The first rays of dawn had barely brushed the windows of Princeton-Plainsboro Teaching Hospital when Lisa Cuddy stifled a yawn, her coffee steaming untouched on the desk. Outside her office, the morning chaos unfolded like a well-rehearsed symphony of controlled pandemonium—nurses traded charts in hurried whispers, interns scrambled with the frantic energy of rookies, and the sharp click of monitors punctuated the air. As administrator, Cuddy’s gaze swept the scene like a hawk; she knew every misfiled form, every delayed dose, every flicker of disorder. One misstep, and the gears of her meticulously managed machine would grind to a halt.

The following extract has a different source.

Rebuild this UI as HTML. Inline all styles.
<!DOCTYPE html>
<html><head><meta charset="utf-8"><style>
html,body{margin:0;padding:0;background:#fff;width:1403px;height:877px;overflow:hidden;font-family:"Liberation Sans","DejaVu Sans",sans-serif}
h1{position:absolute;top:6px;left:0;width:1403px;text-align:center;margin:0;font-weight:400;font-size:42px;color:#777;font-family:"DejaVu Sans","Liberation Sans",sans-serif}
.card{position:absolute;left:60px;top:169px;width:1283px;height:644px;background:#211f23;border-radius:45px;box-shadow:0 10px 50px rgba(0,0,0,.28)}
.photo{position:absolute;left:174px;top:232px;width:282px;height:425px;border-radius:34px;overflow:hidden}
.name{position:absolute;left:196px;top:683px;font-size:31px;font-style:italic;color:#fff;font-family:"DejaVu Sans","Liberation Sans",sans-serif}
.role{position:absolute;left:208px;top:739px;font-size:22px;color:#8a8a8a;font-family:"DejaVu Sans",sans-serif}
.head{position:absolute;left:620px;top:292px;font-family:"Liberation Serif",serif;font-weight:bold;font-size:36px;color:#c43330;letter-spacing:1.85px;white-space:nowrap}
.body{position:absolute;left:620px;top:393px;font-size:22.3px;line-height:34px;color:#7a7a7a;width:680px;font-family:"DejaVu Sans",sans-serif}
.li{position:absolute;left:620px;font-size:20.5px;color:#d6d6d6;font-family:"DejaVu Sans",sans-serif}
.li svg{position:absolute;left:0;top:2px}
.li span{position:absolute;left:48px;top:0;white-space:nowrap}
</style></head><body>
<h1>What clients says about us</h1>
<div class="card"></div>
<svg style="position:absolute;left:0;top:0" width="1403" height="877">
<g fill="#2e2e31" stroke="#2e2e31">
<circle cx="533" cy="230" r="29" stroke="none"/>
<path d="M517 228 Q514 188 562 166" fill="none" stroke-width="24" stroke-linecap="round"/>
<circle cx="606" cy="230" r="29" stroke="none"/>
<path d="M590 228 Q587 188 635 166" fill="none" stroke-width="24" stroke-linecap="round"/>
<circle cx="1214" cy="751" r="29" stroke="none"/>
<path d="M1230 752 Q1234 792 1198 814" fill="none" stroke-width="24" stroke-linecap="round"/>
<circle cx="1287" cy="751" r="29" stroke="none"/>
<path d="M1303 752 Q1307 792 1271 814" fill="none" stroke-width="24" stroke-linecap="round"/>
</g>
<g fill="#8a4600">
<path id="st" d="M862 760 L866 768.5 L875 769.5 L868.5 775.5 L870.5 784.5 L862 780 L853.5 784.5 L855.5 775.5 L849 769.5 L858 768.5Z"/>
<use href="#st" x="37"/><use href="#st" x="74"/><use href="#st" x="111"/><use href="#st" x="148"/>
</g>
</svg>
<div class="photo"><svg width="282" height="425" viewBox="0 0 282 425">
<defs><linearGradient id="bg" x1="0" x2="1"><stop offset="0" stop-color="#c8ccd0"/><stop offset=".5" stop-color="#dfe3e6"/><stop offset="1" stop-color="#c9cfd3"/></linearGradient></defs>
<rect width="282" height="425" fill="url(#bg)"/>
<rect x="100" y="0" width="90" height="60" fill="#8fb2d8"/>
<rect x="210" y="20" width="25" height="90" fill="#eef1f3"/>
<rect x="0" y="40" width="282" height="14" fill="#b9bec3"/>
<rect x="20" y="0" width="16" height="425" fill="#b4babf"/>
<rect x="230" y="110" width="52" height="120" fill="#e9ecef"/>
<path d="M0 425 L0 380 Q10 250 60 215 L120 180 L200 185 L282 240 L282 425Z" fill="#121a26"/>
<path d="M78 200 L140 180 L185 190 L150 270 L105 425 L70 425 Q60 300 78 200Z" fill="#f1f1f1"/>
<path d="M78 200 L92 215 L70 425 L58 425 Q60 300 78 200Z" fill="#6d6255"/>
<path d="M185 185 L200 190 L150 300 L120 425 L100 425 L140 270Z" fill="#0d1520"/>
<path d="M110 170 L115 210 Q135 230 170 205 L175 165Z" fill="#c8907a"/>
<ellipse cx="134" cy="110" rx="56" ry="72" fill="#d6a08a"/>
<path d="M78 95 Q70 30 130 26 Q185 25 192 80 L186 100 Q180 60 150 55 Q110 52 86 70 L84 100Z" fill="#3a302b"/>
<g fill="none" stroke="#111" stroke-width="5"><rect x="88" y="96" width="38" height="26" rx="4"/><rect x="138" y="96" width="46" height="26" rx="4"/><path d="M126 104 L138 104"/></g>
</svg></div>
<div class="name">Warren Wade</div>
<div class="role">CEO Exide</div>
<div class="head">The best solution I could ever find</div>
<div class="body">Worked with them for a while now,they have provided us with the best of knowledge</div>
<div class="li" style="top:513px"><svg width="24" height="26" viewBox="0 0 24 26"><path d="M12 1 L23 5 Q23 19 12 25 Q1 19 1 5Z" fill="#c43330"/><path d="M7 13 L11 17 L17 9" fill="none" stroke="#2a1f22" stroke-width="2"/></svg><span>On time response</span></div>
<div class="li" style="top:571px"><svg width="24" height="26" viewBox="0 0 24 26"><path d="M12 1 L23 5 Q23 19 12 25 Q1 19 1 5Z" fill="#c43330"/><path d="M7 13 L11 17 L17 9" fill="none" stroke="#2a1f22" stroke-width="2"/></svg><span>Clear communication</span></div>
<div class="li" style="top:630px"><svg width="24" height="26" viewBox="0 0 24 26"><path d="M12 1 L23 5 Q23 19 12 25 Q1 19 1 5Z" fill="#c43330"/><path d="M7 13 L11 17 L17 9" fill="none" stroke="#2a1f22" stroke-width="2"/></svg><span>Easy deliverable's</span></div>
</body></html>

Not that missteps were uncommon. Usually, they bore the fingerprints of a certain diagnostician—a man who treated rules like kindling and chaos like confetti. But today, for once, Gregory House was conspicuously absent. No cane tapping rebelliously down the hall, no sarcasm-laced demands for MRI overrides. A minor miracle.
Her brief relief faltered, however, as a commotion erupted near the elevators. The ducklings—House’s latest trio of fellows—were locked in a heated, if absurd, debate. She caught fragments: “It’s literally called a spleen—” “—no, you’re thinking of the* liver—” “—why are we even arguing?!” Cuddy pinched the bridge of her nose. Even without House, his orbit of chaos seemed to linger, like a stubborn stain.
“Alright,” she murmured, squaring her shoulders. The hospital hummed, relentless and alive, and she was its steady pulse. Quiet days were myths. But today, at least, the storm wore a different face.
Cup in hand, she dove into the fray.